'007 - Sem Tempo Para Morrer' é uma despedida à altura de Daniel Craig como James Bond
Último filme do ator na franquia é ágil, violento e emotivo, como o personagem que ele desenvolveu
Uma das características mais interessantes dos filmes estrelados por Daniel Craig na franquia 007 é a complexidade dada a James Bond. O agente secreto mais famoso do cinema costumava ser uma figura com traços psicológicos muito delimitados, mas, para além do cabelo loiro e de muitos músculos, desde Casino Royale (2006) ele ganhou camadas e cicatrizes (físicas e emocionais) que o tornaram ainda mais interessante. Esse desenvolvimento do personagem atinge o ápice em 007 - Sem Tempo Para Morrer, longa que chega aos cinemas hoje, após mais de um ano da data de estreia inicial, em decorrência da pandemia.
Este 25º filme da franquia — e o quinto com Craig como protagonista —, funciona como uma sequência direta de Spectre (2015), e dos anteriores, Skyfall (2012), Quantum of Solace (2008), e o já citado Casino Royale. Com uma sequência de abertura impactante, que consegue criar momentos de tensão absoluta, o filme recupera a trama de seu antecessor, adicionando novas camadas não só à trajetória de Bond, como também de seu par romântico, a psiquiatra Madeleine Swann (Léa Seydoux).
Fora do MI6, James se isolou na Jamaica, onde tem sua tranquilidade interrompida após o amigo Felix Leiter (Jeffrey Wright), da CIA, o recutrar para uma missão em Cuba, após uma importante e pouco conhecida pesquisa ter sido roubada de um laboratório em Londres. Antes de aceitar, ele conhece Nomi (Lashana Lynch), que assumiu o seu lugar no serviço secreto. Ambos seguem caminhos diferentes para Cuba, onde devem recuperar um cientista e sua pesquisa.
No país caribenho, Bond conta com a ajuda da Paloma (Ana de Armas), que aparece como uma clássica "bond girl", mas subverte o papel puramente sexualizado que era reservado a essas personagens até os anos 1990. Essa mudança de tom é um dos pontos altos de Sem Tempo Para Morrer, que não deixa de ressaltar o lado sedutor do agente secreto, mas não cai no discurso sexista e misógino que tantas vezes caracterizou a franquia.
MUDANÇA DE TOM
O roteiro, assinado por Phoebe Waller-Bridge (Fleabag), Neal Purvis, Robert Wade e pelo diretor Cary Joji Fukunaga, consegue mesclar os elementos clássicos dos filmes de 007 ao mesmo tempo em que estabelece uma ligação com a atualidade. Há referências aos filmes anteriores, incluindo os clássicos dos anos 1960, que vão agradar os fãs mais atentos. Eles também amarram bem as pontas deixadas pelos filmes anteriores protagonizados por Daniel Craig.

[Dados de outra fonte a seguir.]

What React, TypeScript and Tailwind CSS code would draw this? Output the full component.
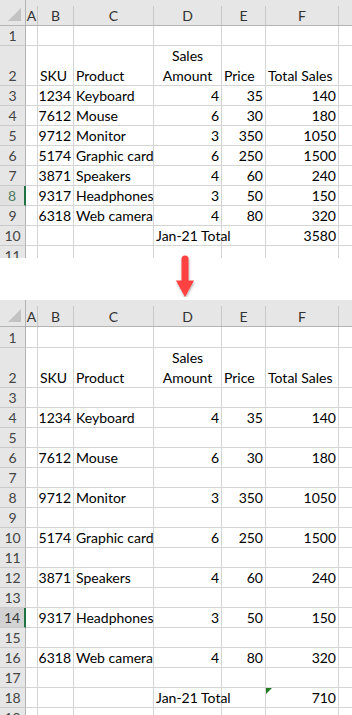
import React from "react";

type Val = string | number | null;
type RowDef = {
  n: number;
  h: string;
  cells?: Val[];
  head?: boolean;
  sel?: "light" | "dark";
  flag?: boolean;
};

const COLS = "grid grid-cols-[26px_12px_36px_80px_68px_44px_73px_1fr]";

function Cell({ v, idx, flag }: { v: Val; idx: number; flag?: boolean }) {
  const isNum = typeof v === "number";
  const overflow = v === "Jan-21 Total";
  return (
    <div
      className={`relative flex items-end border-r border-b border-[#d4d4d4] leading-[19px] whitespace-nowrap ${
        isNum ? "justify-end pr-[2px]" : "justify-start pl-[2px]"
      } ${overflow ? "overflow-visible z-10" : ""}`}
    >
      {flag && idx === 5 && (
        <svg className="absolute left-0 top-0" width="6" height="6" viewBox="0 0 6 6">
          <polygon points="0,0 6,0 0,6" fill="#1f7a1f" />
        </svg>
      )}
      {v !== null && <span>{v}</span>}
    </div>
  );
}

function HeadRowCells() {
  return (
    <>
      <div className="border-r border-b border-[#d4d4d4] flex items-end justify-start pl-[2px] leading-[19px]">
        <span></span>
      </div>
      <div className="border-r border-b border-[#d4d4d4] flex items-end justify-start pl-[2px] leading-[19px]">
        <span>SKU</span>
      </div>
      <div className="border-r border-b border-[#d4d4d4] flex items-end justify-start pl-[2px] leading-[19px]">
        <span>Product</span>
      </div>
      <div className="border-r border-b border-[#d4d4d4] flex flex-col items-center justify-end leading-[20px] pb-0">
        <span>Sales</span>
        <span className="leading-[19px]">Amount</span>
      </div>
      <div className="border-r border-b border-[#d4d4d4] flex items-end justify-start pl-[2px] leading-[19px]">
        <span>Price</span>
      </div>
      <div className="border-r border-b border-[#d4d4d4] flex items-end justify-start pl-[2px] leading-[19px]">
        <span>Total Sales</span>
      </div>
      <div className="border-b border-[#d4d4d4]"></div>
    </>
  );
}

function Row({ r }: { r: RowDef }) {
  const hdr =
    r.sel === "dark"
      ? "bg-[#d2d2d2] text-[#3a3a3a] border-r-2 border-r-[#217346]"
      : r.sel === "light"
      ? "bg-[#e1e1e1] text-[#4f7a60] border-r-2 border-r-[#217346]"
      : "bg-[#e6e6e6] text-[#444444] border-r border-r-[#b4b4b4]";
  const cells: Val[] = r.cells ?? [null, null, null, null, null, null, null];
  return (
    <div className={`${COLS} ${r.h}`}>
      <div className={`flex items-end justify-center leading-[19px] border-b border-b-[#cacaca] ${hdr}`}>
        <span>{r.n}</span>
      </div>
      {r.head ? (
        <HeadRowCells />
      ) : (
        cells.map((v, i) =>
          i === 6 ? (
            <div key={i} className="border-b border-[#d4d4d4]"></div>
          ) : (
            <Cell key={i} v={v} idx={i} flag={r.flag} />
          )
        )
      )}
    </div>
  );
}

function ColHeader({ h }: { h: string }) {
  const letters = ["A", "B", "C", "D", "E", "F"];
  return (
    <div className={`${COLS} ${h} bg-[#e6e6e6] border-b border-[#b4b4b4] text-[#333333]`}>
      <div className="flex items-end justify-end border-r border-[#b4b4b4] pr-[3px] pb-[3px]">
        <svg width="14" height="14" viewBox="0 0 14 14">
          <polygon points="13,0 13,13 0,13" fill="#c2c2c2" />
        </svg>
      </div>
      {letters.map((l) => (
        <div
          key={l}
          className="mt-[6px] flex items-end justify-center border-r border-[#c8c8c8] leading-[18px]"
        >
          <span>{l}</span>
        </div>
      ))}
      <div></div>
    </div>
  );
}

const E: Val[] = [null, null, null, null, null, null, null];
const data: Val[][] = [
  [null, 1234, "Keyboard", 4, 35, 140, null],
  [null, 7612, "Mouse", 6, 30, 180, null],
  [null, 9712, "Monitor", 3, 350, 1050, null],
  [null, 5174, "Graphic card", 6, 250, 1500, null],
  [null, 3871, "Speakers", 4, 60, 240, null],
  [null, 9317, "Headphones", 3, 50, 150, null],
  [null, 6318, "Web camera", 4, 80, 320, null],
];

const rows1: RowDef[] = [
  { n: 1, h: "h-[20px]" },
  { n: 2, h: "h-[40px]", head: true },
  ...data.map((d, i) => ({
    n: i + 3,
    h: "h-[20px]",
    cells: d,
    sel: i + 3 === 8 ? ("light" as const) : undefined,
  })),
  { n: 10, h: "h-[20px]", cells: [null, null, null, "Jan-21 Total", null, 3580, null] },
  { n: 11, h: "h-[20px]" },
];

const rows2: RowDef[] = [
  { n: 1, h: "h-[21px]" },
  { n: 2, h: "h-[40px]", head: true },
];
{
  let n = 3;
  for (const d of data) {
    rows2.push({ n: n++, h: "h-[20px]", cells: E });
    rows2.push({ n: n, h: "h-[20px]", cells: d, sel: n === 14 ? "dark" : undefined });
    n++;
  }
  rows2.push({ n: 17, h: "h-[20px]", cells: E });
  rows2.push({
    n: 18,
    h: "h-[20px]",
    cells: [null, null, null, "Jan-21 Total", null, 710, null],
    flag: true,
  });
  rows2.push({ n: 19, h: "h-[20px]" });
}

function Arrow() {
  return (
    <div className="h-[42px] flex pl-[174px]">
      <svg width="24" height="42" viewBox="0 0 24 42" className="-mt-[3px]">
        <defs>
          <filter id="sh" x="-50%" y="-20%" width="200%" height="150%">
            <feDropShadow dx="0.5" dy="1.5" stdDeviation="1.2" floodColor="#000" floodOpacity="0.35" />
          </filter>
        </defs>
        <g filter="url(#sh)">
          <rect x="7.5" y="0.5" width="7" height="28" rx="3.5" fill="#fe4242" />
          <polygon points="2,25.5 20,25.5 11,42" fill="#fe4242" />
        </g>
      </svg>
    </div>
  );
}

export default function App() {
  return (
    <div className="w-[352px] h-[715px] overflow-hidden bg-white text-black text-[14px] [font-family:Lato,'Liberation_Sans',sans-serif]">
      <div className="h-[258px] overflow-hidden">
        <ColHeader h="h-[26px]" />
        {rows1.map((r) => (
          <Row key={r.n} r={r} />
        ))}
      </div>
      <Arrow />
      <div className="h-[415px] overflow-hidden">
        <ColHeader h="h-[27px]" />
        {rows2.map((r) => (
          <Row key={r.n} r={r} />
        ))}
      </div>
    </div>
  );
}
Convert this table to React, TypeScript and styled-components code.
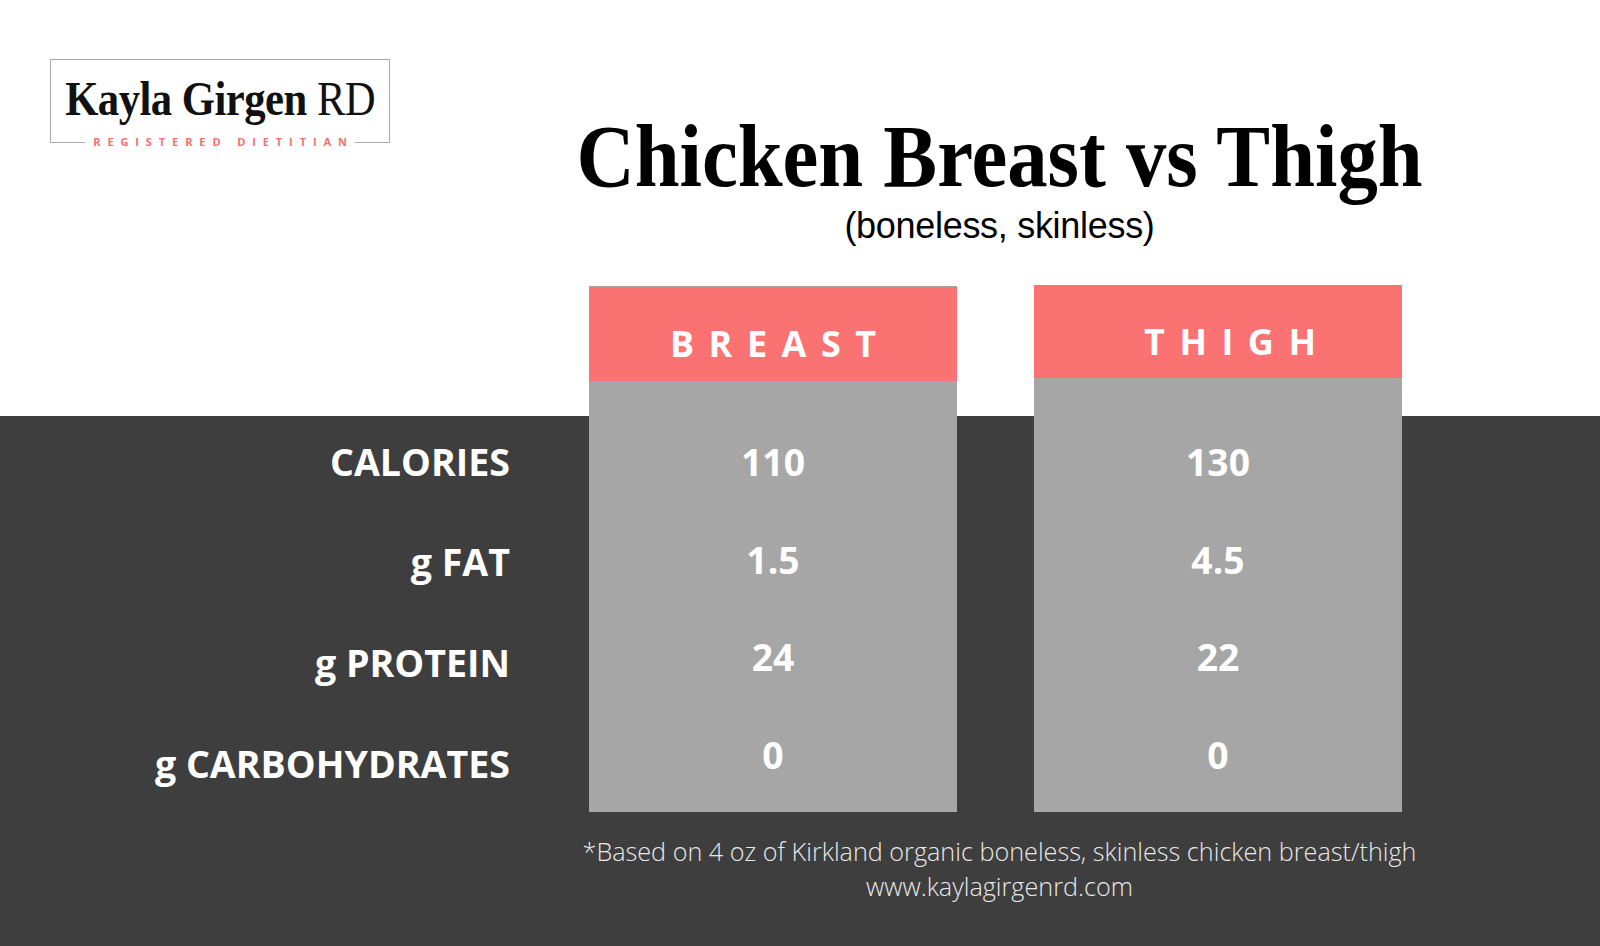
import React from "react";
import styled, { createGlobalStyle } from "styled-components";

const GlobalStyle = createGlobalStyle`
  html, body { margin: 0; padding: 0; background: #ffffff; }
  #root { width: 1600px; }
`;

const Page = styled.div`
  width: 1600px;
  height: 946px;
  overflow: hidden;
  box-sizing: border-box;
  padding-top: 59px;
  background: linear-gradient(to bottom, #ffffff 0, #ffffff 416px, #3e3e3e 416px, #3e3e3e 100%);
  font-family: "Open Sans", "Liberation Sans", sans-serif;
`;

const TopRow = styled.div`
  display: flex;
  align-items: flex-start;
`;

const Logo = styled.div`
  margin-left: 50px;
  width: 340px;
  display: flex;
  flex-direction: column;
`;

const LogoFrame = styled.div`
  box-sizing: border-box;
  height: 83px;
  border: 1px solid #ababab;
  border-bottom: none;
  padding-top: 15px;
  display: flex;
  justify-content: center;
`;

const LogoName = styled.span`
  display: inline-block;
  font-family: "Liberation Serif", "Times New Roman", serif;
  font-size: 48px;
  line-height: 48px;
  font-weight: 700;
  color: #111111;
  white-space: nowrap;
  letter-spacing: -0.6px;
  transform: scaleX(0.89);
  transform-origin: center;
`;

const LogoRD = styled.span`
  font-weight: 400;
`;

const LogoRule = styled.div`
  display: flex;
  align-items: center;
  height: 14px;
  margin-top: -7px;
`;

const RuleLine = styled.div`
  flex: 1;
  height: 1px;
  background: #ababab;
`;

const RuleText = styled.div`
  margin: 0 1px 0 8px;
  font-family: "Open Sans", "Liberation Sans", sans-serif;
  font-weight: 700;
  font-size: 11px;
  line-height: 14px;
  letter-spacing: 6.9px;
  color: #f76f6f;
  white-space: nowrap;
`;

const CenterBand = styled.div`
  margin-left: 159px;
  width: 901px;
  margin-top: 53px;
  display: flex;
  flex-direction: column;
  align-items: center;
`;

const Title = styled.h1`
  margin: 0;
  width: 901px;
  display: flex;
  justify-content: center;
  font-family: "Liberation Serif", "Times New Roman", serif;
  font-weight: 700;
  font-size: 89px;
  line-height: 89px;
  color: #000000;
  white-space: nowrap;
  transform: scaleX(0.906);
  transform-origin: center;
`;

const Subtitle = styled.div`
  margin-top: 6.5px;
  font-family: "Liberation Sans", Arial, sans-serif;
  font-size: 36px;
  line-height: 36px;
  letter-spacing: -0.3px;
  color: #000000;
`;

const Table = styled.div`
  display: flex;
  align-items: flex-start;
  margin-top: 42.5px;
  height: 526px;
`;

const LabelColumn = styled.div`
  box-sizing: border-box;
  margin-left: 50px;
  margin-right: 79px;
  width: 460px;
  padding-top: 125.75px;
  display: flex;
  flex-direction: column;
  align-items: flex-end;
`;

const Label = styled.div`
  height: 100.6px;
  line-height: 100.6px;
  font-family: "Open Sans", "Liberation Sans", sans-serif;
  font-weight: 700;
  font-size: 37.6px;
  color: #ffffff;
  white-space: nowrap;
`;

const Column = styled.div<{ $gap: number }>`
  width: 368px;
  height: 100%;
  margin-left: ${(p) => p.$gap}px;
  display: flex;
  flex-direction: column;
`;

const Head = styled.div<{ $edge: boolean; $height: number; $shift: number }>`
  box-sizing: border-box;
  height: ${(p) => p.$height}px;
  margin-top: ${(p) => (p.$edge ? 0 : -1)}px;
  border-top: ${(p) => (p.$edge ? "1px solid #a4a4a4" : "none")};
  background: #fb7273;
  padding-top: 39px;
  padding-left: ${(p) => p.$shift}px;
  text-align: center;
  font-family: "Open Sans", "Liberation Sans", sans-serif;
  font-weight: 700;
  font-size: 36px;
  line-height: 36px;
  letter-spacing: 14.5px;
  color: #ffffff;
  white-space: nowrap;
`;

const Body = styled.div<{ $pad: number }>`
  flex: 1;
  box-sizing: border-box;
  background: #a6a6a6;
  padding-top: ${(p) => p.$pad}px;
  display: flex;
  flex-direction: column;
  align-items: center;
`;

const Value = styled.div`
  height: 97.5px;
  line-height: 97.5px;
  font-family: "Open Sans", "Liberation Sans", sans-serif;
  font-weight: 700;
  font-size: 37.3px;
  color: #ffffff;
`;

const Footer = styled.div`
  margin-left: 549px;
  width: 901px;
  margin-top: 22px;
  text-align: center;
  font-family: "Open Sans", "Liberation Sans", sans-serif;
  font-weight: 300;
  font-size: 25.2px;
  line-height: 34.5px;
  color: #e8e8e8;
  white-space: nowrap;
`;

const labels = ["CALORIES", "g FAT", "g PROTEIN", "g CARBOHYDRATES"];

const columns = [
  { name: "BREAST", values: ["110", "1.5", "24", "0"], edge: true, height: 95, shift: 14.5, pad: 32.3, gap: 0 },
  { name: "THIGH", values: ["130", "4.5", "22", "0"], edge: false, height: 93, shift: 38.5, pad: 35.3, gap: 77 },
];

export default function App() {
  return (
    <>
      <GlobalStyle />
      <Page>
        <TopRow>
          <Logo>
            <LogoFrame>
              <LogoName>
                Kayla Girgen <LogoRD>RD</LogoRD>
              </LogoName>
            </LogoFrame>
            <LogoRule>
              <RuleLine />
              <RuleText>REGISTERED DIETITIAN</RuleText>
              <RuleLine />
            </LogoRule>
          </Logo>
          <CenterBand>
            <Title>Chicken Breast vs Thigh</Title>
            <Subtitle>(boneless, skinless)</Subtitle>
          </CenterBand>
        </TopRow>
        <Table>
          <LabelColumn>
            {labels.map((l) => (
              <Label key={l}>{l}</Label>
            ))}
          </LabelColumn>
          {columns.map((c) => (
            <Column key={c.name} $gap={c.gap}>
              <Head $edge={c.edge} $height={c.height} $shift={c.shift}>
                {c.name}
              </Head>
              <Body $pad={c.pad}>
                {c.values.map((v, i) => (
                  <Value key={i}>{v}</Value>
                ))}
              </Body>
            </Column>
          ))}
        </Table>
        <Footer>
          *Based on 4 oz of Kirkland organic boneless, skinless chicken breast/thigh
          <br />
          www.kaylagirgenrd.com
        </Footer>
      </Page>
    </>
  );
}
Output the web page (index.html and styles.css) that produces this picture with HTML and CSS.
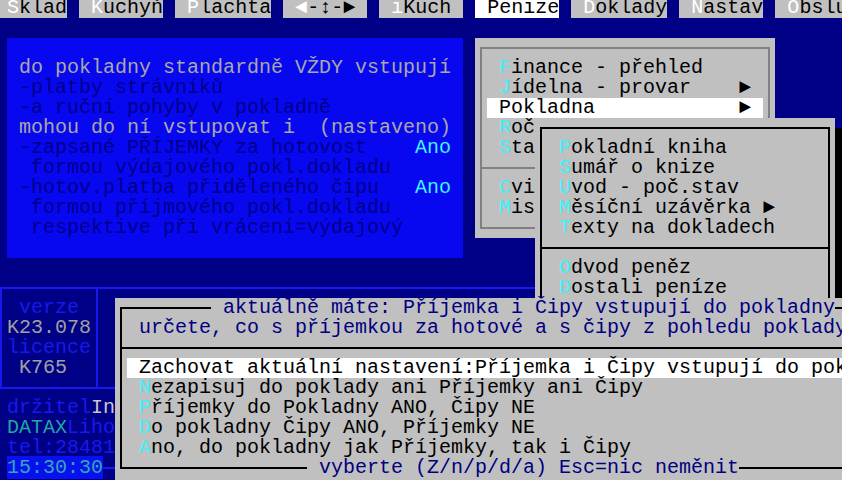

Mais uma vez a organização criminosa Spectre é uma das antagonistas de Bond. Ernst Stavro Blofeld (Christoph Waltz), vilão do longa anterior, aparece mais uma vez, porém não está sozinho na arquitetura dos planos que podem comprometer a vida de milhões de pessoas. Além dele, o agente com licença para matar precisa impedir as ações de Safin (Rami Malek), cujo passado está ligado a alguém próximo a Bond. Em sua jornada, Bond conta com a ajuda de Nomi e também de seus velhos parceiros do MI6, Q (Ben Whishaw), Eve Moneypenny (Naomi Harris), Bill Tanner (Rory Kinnear) e M (Ralph Fiennes), com quem mantém uma relação conturbada.
Com uma trama ágil e inteligente, além de cenas de ação impressionantes, 007 - Sem Tempo Para Morrer consegue desenvolver tanto a trama mais ampla, "a missão", como os conflitos internos de Bond. O personagem se confronta com vários de seus demônios e sentimentos e se mostra mais vulnerável do que nunca. Vale ressaltar a direção de Fukunaga, segura tanto nas cenas de ação como psicológicas.
É uma despedida à altura para Daniel Craig, que anteriormente já havia dito que este seria seu último filme como o personagem. O ator deixou sua marca como 007, que ganhou aspectos humanizados, brutais, quase como uma criação shakespeareana. O próximo protagonista terá uma missão árdua de criar seu próprio tom, mas, a julgar pelos caminhos adotados pela franquia, o velho Bond continuará se renovando.